Exercise prompt —
Some lines of these records may hold the word "screenshot"; state how many, using only the number.

Data for processing —
* * * *

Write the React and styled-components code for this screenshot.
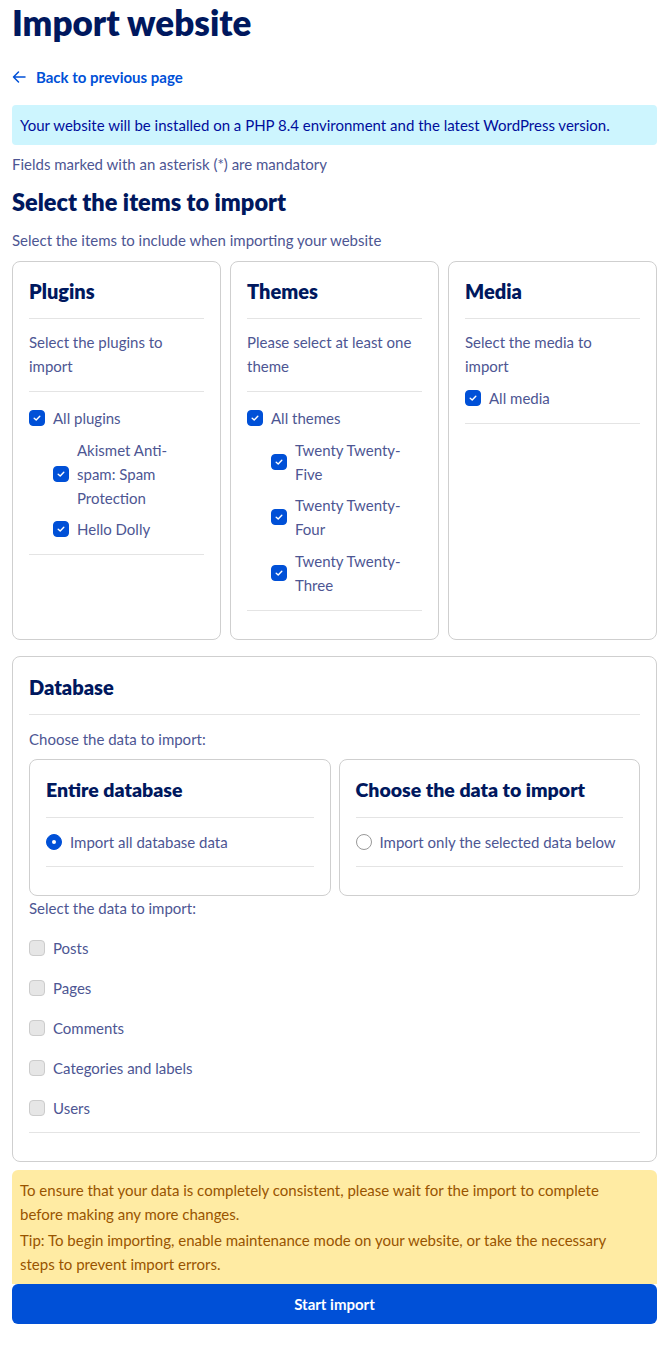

* * * *

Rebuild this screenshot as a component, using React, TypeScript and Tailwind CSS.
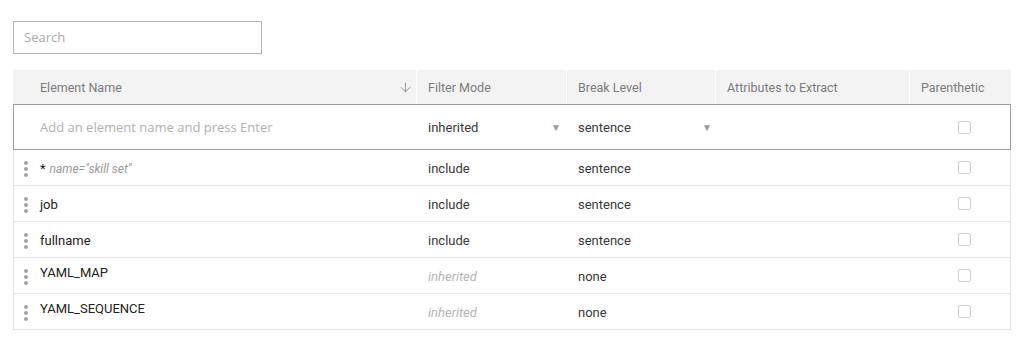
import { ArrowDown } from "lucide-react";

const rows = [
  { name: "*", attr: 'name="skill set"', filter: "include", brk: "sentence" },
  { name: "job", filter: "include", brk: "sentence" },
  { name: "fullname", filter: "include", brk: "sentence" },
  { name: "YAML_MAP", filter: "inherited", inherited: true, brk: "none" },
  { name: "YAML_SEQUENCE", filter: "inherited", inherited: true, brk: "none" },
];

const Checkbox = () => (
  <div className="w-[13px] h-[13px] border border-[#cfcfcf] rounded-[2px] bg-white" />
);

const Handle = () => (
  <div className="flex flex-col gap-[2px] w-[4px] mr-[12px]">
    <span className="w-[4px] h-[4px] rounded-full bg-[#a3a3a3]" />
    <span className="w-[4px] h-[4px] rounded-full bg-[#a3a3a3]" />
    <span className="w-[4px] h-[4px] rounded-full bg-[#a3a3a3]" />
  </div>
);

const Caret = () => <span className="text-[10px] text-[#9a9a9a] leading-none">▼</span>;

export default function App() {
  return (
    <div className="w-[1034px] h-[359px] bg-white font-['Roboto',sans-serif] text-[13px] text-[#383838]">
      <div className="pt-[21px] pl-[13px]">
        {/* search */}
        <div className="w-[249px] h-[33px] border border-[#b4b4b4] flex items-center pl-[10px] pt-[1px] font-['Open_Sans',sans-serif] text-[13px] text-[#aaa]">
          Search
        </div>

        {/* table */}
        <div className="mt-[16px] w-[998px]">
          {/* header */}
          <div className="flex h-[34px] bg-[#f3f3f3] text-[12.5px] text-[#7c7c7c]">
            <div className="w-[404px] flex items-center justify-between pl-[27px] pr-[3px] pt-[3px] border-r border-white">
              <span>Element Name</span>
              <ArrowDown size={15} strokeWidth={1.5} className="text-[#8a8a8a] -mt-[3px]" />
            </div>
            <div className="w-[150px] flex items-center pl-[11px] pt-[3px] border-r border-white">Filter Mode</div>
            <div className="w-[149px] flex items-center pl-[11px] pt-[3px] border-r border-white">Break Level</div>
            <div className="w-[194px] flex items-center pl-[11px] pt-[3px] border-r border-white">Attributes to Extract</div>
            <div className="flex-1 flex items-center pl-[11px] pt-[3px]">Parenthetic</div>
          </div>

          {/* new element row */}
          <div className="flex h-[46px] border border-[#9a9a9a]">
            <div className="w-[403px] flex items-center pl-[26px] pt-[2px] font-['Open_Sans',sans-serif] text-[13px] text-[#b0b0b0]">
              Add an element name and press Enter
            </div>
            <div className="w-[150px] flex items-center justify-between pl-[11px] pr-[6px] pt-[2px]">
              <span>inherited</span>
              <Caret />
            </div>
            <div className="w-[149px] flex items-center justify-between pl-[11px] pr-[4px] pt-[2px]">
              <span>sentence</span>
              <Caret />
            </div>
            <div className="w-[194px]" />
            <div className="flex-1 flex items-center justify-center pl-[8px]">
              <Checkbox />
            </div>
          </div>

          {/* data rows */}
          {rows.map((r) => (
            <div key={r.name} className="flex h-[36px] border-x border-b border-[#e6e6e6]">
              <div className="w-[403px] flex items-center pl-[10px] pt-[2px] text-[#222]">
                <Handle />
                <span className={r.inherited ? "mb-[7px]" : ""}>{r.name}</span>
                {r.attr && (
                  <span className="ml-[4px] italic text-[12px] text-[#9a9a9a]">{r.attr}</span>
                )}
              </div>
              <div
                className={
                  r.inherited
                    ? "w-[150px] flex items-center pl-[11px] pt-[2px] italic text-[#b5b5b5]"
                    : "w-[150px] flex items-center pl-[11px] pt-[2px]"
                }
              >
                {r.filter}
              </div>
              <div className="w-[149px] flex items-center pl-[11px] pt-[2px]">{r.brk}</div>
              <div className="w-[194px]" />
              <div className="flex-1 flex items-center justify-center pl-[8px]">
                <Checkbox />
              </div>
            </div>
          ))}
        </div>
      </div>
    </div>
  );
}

* * * *

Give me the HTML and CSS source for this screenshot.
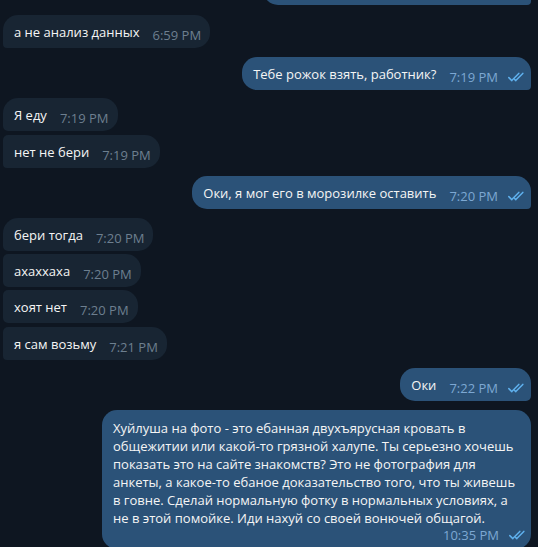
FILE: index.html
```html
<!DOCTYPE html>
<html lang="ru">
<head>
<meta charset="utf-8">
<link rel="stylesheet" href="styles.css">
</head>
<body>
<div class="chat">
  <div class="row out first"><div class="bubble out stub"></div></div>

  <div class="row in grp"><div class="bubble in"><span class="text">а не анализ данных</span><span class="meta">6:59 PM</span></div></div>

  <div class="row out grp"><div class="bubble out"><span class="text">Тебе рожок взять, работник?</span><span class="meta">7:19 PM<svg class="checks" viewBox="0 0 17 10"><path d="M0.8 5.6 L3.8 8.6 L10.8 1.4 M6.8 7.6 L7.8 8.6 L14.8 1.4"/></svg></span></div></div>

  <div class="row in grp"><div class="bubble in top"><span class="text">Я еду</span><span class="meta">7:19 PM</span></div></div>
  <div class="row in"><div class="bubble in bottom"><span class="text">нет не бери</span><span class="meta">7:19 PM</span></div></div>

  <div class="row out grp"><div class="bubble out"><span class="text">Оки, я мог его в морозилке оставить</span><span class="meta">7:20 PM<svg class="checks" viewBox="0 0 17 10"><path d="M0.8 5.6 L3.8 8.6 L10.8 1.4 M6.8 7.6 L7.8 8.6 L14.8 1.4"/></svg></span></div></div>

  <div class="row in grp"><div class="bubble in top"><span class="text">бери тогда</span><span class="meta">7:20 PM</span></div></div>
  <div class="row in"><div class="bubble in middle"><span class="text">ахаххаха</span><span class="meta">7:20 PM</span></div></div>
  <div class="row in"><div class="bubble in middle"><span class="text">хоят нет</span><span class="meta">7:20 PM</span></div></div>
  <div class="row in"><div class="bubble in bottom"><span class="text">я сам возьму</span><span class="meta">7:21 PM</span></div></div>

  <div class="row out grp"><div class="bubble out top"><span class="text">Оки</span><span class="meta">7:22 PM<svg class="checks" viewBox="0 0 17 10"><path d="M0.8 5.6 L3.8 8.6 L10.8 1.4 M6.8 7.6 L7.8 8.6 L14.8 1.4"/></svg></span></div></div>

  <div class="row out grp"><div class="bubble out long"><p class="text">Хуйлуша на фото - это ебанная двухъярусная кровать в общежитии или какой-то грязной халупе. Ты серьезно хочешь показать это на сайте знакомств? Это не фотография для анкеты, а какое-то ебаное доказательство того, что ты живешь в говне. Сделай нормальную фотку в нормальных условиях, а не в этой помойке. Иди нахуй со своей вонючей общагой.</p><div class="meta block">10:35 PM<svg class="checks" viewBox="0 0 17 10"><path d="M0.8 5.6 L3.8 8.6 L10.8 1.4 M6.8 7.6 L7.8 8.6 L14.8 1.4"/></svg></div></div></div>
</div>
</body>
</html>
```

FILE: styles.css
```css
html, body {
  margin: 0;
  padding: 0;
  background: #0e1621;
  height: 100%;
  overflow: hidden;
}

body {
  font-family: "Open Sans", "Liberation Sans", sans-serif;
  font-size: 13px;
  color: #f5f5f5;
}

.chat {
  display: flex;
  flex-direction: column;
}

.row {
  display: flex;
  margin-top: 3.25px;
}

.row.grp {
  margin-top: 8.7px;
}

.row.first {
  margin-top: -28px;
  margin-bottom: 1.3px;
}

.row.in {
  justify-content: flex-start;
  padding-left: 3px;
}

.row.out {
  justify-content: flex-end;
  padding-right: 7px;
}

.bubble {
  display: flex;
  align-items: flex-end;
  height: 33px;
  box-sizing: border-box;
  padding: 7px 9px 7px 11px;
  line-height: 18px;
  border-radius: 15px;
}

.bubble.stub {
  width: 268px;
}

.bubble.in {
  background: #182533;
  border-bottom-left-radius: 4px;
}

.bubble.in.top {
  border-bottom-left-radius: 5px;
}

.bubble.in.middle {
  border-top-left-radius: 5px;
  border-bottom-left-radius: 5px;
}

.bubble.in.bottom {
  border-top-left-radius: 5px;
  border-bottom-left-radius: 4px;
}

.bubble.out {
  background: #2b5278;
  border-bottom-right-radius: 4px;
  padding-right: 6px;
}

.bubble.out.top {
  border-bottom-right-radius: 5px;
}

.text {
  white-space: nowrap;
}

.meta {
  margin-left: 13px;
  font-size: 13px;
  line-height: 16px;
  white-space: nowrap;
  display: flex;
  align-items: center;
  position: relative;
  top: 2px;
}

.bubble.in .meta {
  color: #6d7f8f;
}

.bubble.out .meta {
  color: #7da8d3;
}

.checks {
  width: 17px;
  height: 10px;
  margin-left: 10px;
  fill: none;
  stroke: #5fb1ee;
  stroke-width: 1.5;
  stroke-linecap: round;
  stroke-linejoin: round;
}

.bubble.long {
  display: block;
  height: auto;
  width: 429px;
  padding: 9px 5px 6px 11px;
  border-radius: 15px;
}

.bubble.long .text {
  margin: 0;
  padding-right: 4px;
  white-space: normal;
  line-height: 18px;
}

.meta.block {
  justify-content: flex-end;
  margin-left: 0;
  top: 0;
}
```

* * * *

Exercise result —
3